PyPRECIS icon indicating copy to clipboard operation
PyPRECIS copied to clipboard

Rationalise & organise data for notebooks

Open hsteptoe opened this issue 7 years ago • 2 comments

The data directory associated with the notebooks /project/precis/worksheets/data needs rationalising. The aim is to eventually add this to the github repo via git Large File Store (git lfs) so the smaller we can make it the better.

Some things to check:

  • [x] Do we need pmsl model data? (Double check it isn't used in any of the exercises)
  • [ ] CRU data is the largest single dataset. Can we reduce the size? Do we need to the entire dataset?

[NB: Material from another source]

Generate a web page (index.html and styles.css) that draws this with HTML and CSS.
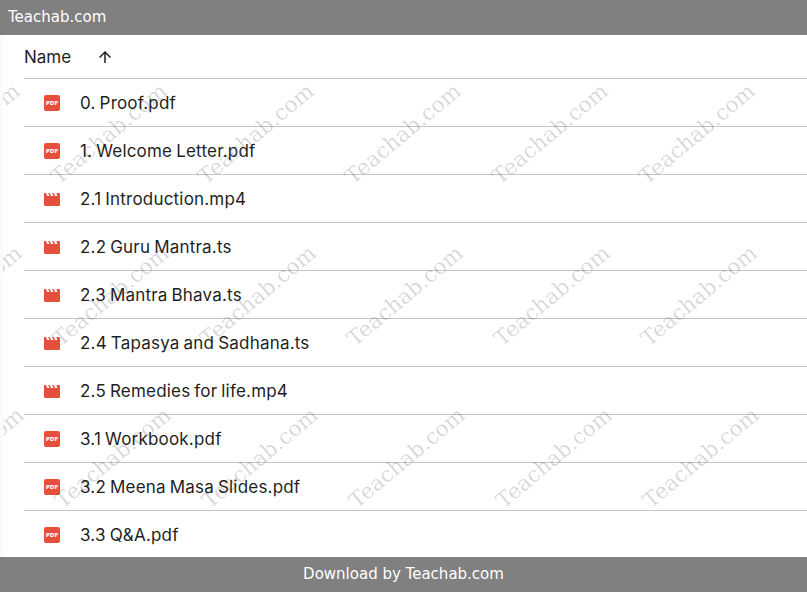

Can we reduce the area?
  • [ ] Would separate directories for variables be better than separate directories for experiments?
  • [ ] Improve the data processing workflow so that we don't save rim removed nc versions of each individual pp file. I can't see any good reason for doing this - relates to comments in #23

hsteptoe avatar Nov 07 '18 09:11 hsteptoe

Current data directory structure is:

data/
|-- APHRODITE
|   |-- aphro.mon.6190.nc
|   `-- aphro.pm.6190.KL.nc
|-- CRU
|   `-- cru.pm.6190.03236.nc
|-- climatology
|   |-- climatology netcdfs, eg...
|   |-- aphro.a.OND.mean.baseline.pr.mmday-1.nc
|   |-- cahpb.monmean.1981_1983.pr.norim.mmday-1.KL.nc
|   `-- ...
|-- netcdf
|   |-- cahpa
|        |-- 03236
|        |-- 05216
|        |-- 16222
|        `-- + merged non-climatology netcdf files
|   `-- cahpb
|        |-- 03236
|        |-- 05216
|        |-- 16222
|        `-- + merged non-climatology netcdf files
|-- pp
|   |-- cahpa
|        `-- raw pp files
|   `-- cahpb
|        `-- raw pp files
`-- sample_data.nc

hsteptoe avatar Nov 08 '18 08:11 hsteptoe

Now removed the pmsl field from the *pmi*.pp files - these files now only contain air temperature and precipitation flux

hsteptoe avatar Jan 09 '19 14:01 hsteptoe